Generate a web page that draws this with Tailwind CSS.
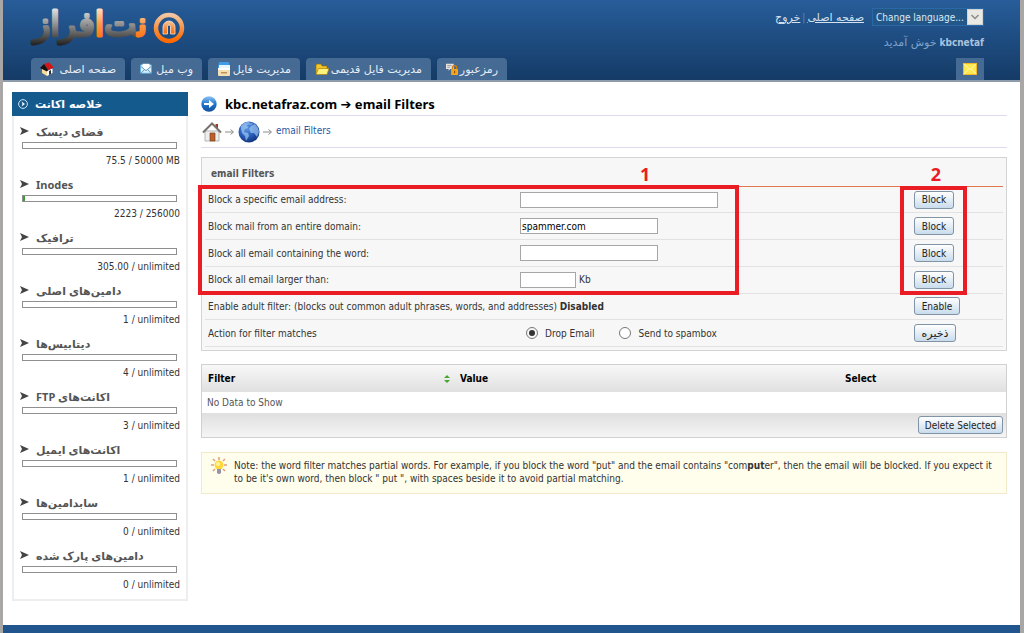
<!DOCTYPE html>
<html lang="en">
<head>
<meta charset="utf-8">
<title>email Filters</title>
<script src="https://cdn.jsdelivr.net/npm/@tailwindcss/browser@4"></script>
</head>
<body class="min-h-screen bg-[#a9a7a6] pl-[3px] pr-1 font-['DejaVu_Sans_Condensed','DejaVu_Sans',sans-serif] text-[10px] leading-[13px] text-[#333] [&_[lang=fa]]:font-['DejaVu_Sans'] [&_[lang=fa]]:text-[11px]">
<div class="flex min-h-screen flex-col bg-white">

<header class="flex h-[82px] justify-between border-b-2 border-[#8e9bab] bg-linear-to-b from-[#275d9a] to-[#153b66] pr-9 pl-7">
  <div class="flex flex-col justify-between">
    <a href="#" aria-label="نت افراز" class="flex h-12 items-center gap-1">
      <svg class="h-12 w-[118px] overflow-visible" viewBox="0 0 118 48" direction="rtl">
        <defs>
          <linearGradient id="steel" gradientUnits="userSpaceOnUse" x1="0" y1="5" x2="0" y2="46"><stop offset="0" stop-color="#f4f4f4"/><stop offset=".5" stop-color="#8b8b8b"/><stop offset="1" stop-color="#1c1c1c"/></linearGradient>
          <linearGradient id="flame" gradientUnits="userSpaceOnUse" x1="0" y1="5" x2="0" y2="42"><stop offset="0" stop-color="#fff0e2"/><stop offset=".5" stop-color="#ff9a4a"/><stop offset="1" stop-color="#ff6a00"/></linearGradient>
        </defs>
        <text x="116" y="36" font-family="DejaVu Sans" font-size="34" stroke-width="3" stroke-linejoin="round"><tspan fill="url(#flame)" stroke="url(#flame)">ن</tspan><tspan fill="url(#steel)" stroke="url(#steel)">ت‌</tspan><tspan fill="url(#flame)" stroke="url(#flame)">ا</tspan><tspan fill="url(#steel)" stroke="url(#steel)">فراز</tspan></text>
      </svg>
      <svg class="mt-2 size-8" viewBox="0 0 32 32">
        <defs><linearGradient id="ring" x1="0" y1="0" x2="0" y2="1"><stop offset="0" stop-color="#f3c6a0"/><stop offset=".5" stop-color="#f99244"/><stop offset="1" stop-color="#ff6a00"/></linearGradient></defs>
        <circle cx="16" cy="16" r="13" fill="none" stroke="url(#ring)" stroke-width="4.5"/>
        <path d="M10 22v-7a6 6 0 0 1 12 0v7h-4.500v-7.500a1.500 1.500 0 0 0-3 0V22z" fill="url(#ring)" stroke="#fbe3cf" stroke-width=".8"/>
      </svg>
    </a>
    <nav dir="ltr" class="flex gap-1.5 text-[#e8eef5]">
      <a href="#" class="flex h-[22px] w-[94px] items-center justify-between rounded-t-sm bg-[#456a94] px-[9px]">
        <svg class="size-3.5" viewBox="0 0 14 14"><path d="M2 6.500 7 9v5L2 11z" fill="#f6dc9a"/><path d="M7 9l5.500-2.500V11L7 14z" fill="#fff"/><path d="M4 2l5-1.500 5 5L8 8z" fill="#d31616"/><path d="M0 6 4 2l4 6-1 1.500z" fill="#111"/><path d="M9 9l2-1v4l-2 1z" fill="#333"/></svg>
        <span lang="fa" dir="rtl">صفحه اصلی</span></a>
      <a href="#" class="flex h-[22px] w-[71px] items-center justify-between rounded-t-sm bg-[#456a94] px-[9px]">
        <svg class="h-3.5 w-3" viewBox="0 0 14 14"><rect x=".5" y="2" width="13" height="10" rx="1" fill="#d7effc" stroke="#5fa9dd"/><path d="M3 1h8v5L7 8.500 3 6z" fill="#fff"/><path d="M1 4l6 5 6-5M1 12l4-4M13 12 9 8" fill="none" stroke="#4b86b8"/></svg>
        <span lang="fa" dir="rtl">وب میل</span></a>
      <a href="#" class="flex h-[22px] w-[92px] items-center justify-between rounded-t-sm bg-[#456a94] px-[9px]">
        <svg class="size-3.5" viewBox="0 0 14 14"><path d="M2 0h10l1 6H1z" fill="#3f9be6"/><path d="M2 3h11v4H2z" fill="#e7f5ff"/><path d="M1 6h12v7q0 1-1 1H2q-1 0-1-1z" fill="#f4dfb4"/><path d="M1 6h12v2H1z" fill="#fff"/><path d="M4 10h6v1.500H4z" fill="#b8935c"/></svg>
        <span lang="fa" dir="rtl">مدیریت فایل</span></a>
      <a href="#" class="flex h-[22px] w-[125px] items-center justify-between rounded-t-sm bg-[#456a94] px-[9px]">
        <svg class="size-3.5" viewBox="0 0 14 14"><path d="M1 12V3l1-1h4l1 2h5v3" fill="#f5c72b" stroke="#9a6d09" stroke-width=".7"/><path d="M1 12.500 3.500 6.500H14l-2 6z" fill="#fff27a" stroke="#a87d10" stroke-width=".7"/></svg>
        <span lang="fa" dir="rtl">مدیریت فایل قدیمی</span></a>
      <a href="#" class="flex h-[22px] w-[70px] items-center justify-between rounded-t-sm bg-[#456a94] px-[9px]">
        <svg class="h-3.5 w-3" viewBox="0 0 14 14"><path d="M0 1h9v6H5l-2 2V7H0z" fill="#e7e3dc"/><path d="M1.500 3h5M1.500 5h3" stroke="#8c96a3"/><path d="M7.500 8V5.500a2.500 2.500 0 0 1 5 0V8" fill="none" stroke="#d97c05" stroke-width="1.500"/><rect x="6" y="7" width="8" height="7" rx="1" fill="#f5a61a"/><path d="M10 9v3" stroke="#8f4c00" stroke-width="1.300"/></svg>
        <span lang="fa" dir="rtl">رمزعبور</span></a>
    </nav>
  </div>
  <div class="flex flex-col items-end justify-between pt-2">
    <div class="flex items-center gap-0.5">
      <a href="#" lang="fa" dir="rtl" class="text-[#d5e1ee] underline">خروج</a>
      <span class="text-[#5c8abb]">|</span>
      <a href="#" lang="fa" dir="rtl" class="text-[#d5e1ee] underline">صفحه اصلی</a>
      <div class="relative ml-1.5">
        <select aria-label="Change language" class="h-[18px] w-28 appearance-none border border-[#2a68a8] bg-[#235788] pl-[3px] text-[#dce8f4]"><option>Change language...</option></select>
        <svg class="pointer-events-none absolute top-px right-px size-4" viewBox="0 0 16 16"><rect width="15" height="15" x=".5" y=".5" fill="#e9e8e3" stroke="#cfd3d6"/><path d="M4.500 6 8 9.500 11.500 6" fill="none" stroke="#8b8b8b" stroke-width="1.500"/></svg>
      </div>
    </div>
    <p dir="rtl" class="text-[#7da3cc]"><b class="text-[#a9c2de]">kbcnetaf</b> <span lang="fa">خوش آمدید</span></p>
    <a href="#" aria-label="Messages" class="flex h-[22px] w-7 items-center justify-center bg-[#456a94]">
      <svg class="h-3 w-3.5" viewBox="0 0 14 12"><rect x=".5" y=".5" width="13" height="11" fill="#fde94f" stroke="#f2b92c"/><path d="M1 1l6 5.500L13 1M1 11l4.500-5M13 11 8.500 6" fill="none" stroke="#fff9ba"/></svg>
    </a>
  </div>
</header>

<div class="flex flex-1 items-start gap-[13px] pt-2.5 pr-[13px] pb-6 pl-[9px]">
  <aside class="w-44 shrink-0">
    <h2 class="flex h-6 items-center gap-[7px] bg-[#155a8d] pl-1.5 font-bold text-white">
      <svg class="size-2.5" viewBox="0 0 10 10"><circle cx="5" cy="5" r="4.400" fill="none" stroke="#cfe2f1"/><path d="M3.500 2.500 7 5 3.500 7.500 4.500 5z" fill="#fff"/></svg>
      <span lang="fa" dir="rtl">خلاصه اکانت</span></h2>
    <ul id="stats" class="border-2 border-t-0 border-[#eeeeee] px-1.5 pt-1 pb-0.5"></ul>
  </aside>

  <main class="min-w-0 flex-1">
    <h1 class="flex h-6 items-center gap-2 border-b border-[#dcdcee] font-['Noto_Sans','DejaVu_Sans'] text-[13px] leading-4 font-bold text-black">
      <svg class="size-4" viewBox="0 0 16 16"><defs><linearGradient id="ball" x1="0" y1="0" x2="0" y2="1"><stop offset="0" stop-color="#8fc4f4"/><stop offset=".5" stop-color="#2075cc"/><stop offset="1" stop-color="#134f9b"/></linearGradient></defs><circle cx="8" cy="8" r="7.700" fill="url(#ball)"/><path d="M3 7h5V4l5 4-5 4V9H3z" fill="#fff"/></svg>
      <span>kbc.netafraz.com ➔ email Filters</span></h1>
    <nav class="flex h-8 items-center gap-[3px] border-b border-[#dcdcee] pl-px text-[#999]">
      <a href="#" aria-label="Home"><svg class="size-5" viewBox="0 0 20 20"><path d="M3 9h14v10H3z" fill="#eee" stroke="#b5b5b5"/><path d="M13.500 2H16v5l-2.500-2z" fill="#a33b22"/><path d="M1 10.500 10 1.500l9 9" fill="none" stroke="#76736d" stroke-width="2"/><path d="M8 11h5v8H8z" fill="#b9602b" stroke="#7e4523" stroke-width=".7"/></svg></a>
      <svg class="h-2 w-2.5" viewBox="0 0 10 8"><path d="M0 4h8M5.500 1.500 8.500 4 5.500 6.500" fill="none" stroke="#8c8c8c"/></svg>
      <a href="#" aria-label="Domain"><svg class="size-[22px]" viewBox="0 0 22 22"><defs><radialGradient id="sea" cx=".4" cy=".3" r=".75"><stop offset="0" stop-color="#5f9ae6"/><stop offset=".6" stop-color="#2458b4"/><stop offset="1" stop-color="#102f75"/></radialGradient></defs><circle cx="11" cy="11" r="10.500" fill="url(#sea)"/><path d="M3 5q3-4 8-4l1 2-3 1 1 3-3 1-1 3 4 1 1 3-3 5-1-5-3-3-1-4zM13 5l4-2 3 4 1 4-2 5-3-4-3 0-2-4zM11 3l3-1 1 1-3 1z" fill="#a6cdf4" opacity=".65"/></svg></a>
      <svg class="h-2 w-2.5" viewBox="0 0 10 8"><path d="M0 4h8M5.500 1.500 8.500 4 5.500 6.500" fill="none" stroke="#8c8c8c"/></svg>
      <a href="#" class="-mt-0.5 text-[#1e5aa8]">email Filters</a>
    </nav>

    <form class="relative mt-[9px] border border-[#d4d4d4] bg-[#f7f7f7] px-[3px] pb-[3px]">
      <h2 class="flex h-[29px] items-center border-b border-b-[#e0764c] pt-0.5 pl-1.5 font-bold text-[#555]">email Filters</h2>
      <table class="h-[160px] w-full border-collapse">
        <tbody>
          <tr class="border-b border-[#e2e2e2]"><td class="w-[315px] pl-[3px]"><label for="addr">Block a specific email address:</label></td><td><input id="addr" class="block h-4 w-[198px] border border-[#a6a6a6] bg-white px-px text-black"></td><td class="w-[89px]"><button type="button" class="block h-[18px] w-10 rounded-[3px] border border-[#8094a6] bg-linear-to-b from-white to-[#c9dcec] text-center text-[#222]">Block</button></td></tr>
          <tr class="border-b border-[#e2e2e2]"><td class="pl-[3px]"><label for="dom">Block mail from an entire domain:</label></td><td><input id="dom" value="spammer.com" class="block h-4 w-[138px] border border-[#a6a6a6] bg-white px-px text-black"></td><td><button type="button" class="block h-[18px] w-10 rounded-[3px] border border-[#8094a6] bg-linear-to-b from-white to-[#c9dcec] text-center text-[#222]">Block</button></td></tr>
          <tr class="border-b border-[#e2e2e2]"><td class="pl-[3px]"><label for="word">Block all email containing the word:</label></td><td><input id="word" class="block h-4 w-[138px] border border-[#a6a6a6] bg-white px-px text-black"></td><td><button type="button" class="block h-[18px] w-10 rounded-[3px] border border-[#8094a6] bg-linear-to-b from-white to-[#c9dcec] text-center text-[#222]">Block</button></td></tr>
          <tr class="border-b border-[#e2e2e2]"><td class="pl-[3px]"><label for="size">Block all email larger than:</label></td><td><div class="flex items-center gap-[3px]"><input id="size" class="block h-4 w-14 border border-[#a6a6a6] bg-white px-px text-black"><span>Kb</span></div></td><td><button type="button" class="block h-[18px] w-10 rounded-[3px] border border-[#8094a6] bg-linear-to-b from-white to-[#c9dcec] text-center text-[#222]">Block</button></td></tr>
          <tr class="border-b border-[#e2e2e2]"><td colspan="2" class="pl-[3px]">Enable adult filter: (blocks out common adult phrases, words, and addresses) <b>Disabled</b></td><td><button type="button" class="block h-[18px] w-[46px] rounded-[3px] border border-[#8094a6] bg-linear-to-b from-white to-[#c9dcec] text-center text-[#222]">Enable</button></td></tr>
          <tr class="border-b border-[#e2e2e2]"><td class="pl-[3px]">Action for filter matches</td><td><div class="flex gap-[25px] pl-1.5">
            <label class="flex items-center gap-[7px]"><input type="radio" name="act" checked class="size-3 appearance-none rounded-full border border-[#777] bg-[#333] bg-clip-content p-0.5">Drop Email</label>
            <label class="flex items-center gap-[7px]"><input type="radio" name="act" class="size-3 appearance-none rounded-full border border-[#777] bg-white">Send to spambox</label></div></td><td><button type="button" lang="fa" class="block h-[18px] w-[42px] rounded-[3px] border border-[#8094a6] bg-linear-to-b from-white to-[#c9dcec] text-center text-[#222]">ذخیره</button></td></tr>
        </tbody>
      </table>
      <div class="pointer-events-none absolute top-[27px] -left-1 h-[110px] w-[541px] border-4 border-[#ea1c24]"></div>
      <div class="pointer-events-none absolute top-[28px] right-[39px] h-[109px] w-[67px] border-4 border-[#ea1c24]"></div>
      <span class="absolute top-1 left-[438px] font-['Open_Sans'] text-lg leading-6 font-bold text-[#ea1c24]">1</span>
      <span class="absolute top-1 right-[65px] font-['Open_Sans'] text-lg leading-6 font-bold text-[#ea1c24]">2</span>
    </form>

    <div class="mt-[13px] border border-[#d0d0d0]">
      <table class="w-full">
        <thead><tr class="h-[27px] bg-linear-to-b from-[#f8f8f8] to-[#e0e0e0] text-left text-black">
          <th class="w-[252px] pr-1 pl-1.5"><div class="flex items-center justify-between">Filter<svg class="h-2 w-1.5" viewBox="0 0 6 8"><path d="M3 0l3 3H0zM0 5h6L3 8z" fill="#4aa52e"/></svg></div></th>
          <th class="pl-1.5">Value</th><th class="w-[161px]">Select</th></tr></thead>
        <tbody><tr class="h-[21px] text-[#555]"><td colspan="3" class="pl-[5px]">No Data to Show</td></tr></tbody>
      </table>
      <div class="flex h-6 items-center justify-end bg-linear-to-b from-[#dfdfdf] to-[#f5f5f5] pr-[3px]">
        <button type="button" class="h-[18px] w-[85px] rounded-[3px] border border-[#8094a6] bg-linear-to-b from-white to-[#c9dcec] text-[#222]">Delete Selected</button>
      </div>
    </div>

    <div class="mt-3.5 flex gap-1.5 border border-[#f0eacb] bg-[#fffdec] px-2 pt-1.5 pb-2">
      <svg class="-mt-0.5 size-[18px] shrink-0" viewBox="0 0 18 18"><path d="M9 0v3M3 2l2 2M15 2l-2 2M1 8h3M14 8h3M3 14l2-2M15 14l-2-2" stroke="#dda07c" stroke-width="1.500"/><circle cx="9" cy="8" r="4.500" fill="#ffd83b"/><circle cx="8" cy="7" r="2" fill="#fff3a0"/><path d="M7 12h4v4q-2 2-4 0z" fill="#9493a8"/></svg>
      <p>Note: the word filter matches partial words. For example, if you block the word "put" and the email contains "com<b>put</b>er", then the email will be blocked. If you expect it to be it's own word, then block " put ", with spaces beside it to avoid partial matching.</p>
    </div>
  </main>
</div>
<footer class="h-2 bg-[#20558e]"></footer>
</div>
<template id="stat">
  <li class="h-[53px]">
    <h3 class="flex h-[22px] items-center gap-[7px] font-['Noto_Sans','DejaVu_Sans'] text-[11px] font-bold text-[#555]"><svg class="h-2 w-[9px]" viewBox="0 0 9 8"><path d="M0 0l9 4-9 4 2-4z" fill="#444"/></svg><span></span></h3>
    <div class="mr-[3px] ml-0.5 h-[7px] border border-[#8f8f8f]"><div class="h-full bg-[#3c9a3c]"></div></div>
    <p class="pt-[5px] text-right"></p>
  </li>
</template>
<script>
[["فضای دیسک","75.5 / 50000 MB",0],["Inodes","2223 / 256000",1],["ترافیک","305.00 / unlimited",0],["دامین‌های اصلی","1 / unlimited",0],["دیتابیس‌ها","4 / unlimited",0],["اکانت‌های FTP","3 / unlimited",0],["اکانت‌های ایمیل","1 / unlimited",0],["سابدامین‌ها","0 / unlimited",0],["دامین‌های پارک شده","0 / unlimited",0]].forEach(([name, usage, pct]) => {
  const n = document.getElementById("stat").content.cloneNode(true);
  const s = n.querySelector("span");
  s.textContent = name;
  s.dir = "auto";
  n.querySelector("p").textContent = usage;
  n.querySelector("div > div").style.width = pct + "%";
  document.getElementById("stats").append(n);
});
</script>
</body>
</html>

WRITTEN PROBLEM:
Write out each line of the data that holds the string "with".

RESPONSE TO THIS TASK:
Generate a web page that draws this with Tailwind CSS.
      <p>Note: the word filter matches partial words. For example, if you block the word "put" and the email contains "com<b>put</b>er", then the email will be blocked. If you expect it to be it's own word, then block " put ", with spaces beside it to avoid partial matching.</p>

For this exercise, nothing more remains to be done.